■ Aim
Exactly the lines from the start of the data below through the line that contains "const segNames = Object.keys(SEGMENTS)" are to be copied, with pictures left out.

■ Data lines
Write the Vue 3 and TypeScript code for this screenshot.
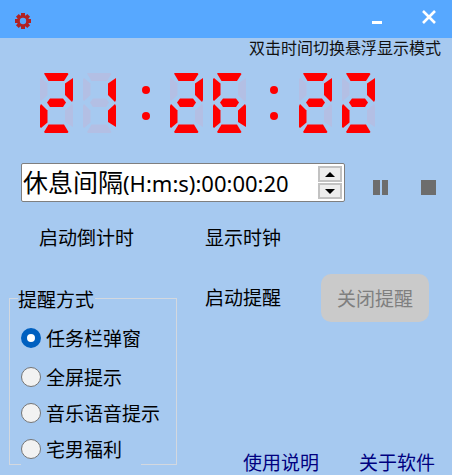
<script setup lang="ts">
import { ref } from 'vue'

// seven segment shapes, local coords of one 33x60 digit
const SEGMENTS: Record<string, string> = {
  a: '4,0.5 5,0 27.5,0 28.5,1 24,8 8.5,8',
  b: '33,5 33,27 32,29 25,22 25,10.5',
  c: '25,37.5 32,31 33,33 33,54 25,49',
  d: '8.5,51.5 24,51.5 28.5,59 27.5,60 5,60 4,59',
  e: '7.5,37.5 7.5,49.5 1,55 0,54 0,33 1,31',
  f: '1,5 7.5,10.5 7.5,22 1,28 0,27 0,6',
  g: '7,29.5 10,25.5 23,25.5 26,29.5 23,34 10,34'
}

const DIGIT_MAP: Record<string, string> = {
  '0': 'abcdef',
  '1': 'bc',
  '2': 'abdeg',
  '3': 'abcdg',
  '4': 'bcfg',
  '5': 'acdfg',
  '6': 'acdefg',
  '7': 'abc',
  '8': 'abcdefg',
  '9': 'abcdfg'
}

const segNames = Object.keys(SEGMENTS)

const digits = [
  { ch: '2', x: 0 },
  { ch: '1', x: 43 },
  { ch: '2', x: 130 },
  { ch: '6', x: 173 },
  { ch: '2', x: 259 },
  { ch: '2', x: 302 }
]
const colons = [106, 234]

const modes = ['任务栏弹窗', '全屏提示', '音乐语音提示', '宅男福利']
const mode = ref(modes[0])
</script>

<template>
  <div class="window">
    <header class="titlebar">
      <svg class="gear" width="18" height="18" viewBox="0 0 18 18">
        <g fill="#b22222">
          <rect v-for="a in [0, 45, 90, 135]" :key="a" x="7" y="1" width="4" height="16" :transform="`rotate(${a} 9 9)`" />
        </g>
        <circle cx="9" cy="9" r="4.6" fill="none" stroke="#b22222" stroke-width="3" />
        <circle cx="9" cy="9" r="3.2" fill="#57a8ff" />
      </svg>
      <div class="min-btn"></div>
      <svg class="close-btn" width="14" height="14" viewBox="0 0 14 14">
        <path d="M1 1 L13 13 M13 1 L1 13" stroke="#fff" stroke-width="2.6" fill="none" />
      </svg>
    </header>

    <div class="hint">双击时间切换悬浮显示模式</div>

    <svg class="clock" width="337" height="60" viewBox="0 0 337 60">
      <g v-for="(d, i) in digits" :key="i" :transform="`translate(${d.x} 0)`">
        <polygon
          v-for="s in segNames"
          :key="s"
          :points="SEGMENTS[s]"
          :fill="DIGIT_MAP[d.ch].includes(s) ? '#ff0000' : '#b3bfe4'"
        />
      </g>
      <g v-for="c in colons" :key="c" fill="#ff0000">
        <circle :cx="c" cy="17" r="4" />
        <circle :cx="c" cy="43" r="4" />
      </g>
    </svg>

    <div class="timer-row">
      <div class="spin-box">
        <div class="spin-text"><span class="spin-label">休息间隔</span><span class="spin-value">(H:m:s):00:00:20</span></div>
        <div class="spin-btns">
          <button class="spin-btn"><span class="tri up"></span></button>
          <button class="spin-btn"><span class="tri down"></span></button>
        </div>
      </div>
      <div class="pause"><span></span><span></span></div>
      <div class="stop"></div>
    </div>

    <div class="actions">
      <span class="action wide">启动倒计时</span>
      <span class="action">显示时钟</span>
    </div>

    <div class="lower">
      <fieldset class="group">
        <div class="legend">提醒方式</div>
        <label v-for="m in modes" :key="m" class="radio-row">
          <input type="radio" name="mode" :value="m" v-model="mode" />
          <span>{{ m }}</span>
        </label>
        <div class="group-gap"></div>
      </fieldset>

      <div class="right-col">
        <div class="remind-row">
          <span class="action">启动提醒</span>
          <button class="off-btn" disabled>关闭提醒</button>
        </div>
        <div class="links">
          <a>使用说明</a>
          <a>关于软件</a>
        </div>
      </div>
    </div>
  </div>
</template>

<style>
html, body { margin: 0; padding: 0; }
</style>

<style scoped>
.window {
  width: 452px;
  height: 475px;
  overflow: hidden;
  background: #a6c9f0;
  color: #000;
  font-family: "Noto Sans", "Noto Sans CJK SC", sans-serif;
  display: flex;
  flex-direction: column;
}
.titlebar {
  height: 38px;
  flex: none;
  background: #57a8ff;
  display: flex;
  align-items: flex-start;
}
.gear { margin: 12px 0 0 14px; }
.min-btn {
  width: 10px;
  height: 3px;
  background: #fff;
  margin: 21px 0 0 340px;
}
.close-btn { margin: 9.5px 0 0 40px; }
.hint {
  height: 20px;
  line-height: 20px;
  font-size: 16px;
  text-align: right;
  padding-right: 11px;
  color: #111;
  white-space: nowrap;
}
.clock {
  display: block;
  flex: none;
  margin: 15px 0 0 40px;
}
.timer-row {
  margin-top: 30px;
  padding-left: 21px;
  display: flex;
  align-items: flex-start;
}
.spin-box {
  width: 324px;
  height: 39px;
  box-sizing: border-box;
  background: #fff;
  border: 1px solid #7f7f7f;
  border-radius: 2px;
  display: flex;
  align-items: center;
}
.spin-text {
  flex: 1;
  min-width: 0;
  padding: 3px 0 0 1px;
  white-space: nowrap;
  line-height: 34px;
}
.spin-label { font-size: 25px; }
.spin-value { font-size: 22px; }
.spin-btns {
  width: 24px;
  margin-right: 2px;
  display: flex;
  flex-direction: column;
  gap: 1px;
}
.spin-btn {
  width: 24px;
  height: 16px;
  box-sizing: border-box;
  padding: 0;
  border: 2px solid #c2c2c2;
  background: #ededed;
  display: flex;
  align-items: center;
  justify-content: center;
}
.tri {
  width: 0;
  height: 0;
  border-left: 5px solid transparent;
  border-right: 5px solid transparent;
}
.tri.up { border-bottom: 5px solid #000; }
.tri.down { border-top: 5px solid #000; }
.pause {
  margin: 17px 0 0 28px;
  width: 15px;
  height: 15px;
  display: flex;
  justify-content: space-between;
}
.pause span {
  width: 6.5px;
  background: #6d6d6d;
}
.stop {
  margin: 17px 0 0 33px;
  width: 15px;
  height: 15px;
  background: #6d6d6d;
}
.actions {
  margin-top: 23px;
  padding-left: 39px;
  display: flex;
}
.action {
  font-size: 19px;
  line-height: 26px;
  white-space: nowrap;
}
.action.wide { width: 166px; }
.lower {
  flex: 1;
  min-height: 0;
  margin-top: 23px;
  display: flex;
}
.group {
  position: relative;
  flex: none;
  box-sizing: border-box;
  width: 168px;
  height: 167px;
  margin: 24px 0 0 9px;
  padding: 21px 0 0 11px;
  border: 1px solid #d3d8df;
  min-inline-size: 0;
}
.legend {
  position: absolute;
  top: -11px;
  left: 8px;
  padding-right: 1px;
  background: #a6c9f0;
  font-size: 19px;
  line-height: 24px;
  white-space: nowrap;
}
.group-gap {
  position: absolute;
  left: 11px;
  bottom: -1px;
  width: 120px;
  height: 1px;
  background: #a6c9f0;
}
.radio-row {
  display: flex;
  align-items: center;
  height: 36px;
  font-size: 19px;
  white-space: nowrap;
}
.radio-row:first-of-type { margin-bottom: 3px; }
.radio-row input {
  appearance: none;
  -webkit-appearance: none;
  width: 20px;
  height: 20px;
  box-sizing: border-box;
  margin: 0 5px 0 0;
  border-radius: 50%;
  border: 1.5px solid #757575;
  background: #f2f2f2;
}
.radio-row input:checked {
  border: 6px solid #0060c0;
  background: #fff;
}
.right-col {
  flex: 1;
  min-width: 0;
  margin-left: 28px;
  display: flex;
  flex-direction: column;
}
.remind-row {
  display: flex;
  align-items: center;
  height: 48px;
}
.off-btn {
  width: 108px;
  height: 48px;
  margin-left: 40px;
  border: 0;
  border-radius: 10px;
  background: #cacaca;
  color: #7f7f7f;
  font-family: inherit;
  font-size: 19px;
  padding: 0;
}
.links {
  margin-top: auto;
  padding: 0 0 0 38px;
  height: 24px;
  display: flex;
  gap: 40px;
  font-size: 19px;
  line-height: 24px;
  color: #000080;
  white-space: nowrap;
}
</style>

■ Output for this exercise
Write the Vue 3 and TypeScript code for this screenshot.
<script setup lang="ts">
import { ref } from 'vue'

// seven segment shapes, local coords of one 33x60 digit
const SEGMENTS: Record<string, string> = {
  a: '4,0.5 5,0 27.5,0 28.5,1 24,8 8.5,8',
  b: '33,5 33,27 32,29 25,22 25,10.5',
  c: '25,37.5 32,31 33,33 33,54 25,49',
  d: '8.5,51.5 24,51.5 28.5,59 27.5,60 5,60 4,59',
  e: '7.5,37.5 7.5,49.5 1,55 0,54 0,33 1,31',
  f: '1,5 7.5,10.5 7.5,22 1,28 0,27 0,6',
  g: '7,29.5 10,25.5 23,25.5 26,29.5 23,34 10,34'
}

const DIGIT_MAP: Record<string, string> = {
  '0': 'abcdef',
  '1': 'bc',
  '2': 'abdeg',
  '3': 'abcdg',
  '4': 'bcfg',
  '5': 'acdfg',
  '6': 'acdefg',
  '7': 'abc',
  '8': 'abcdefg',
  '9': 'abcdfg'
}

const segNames = Object.keys(SEGMENTS)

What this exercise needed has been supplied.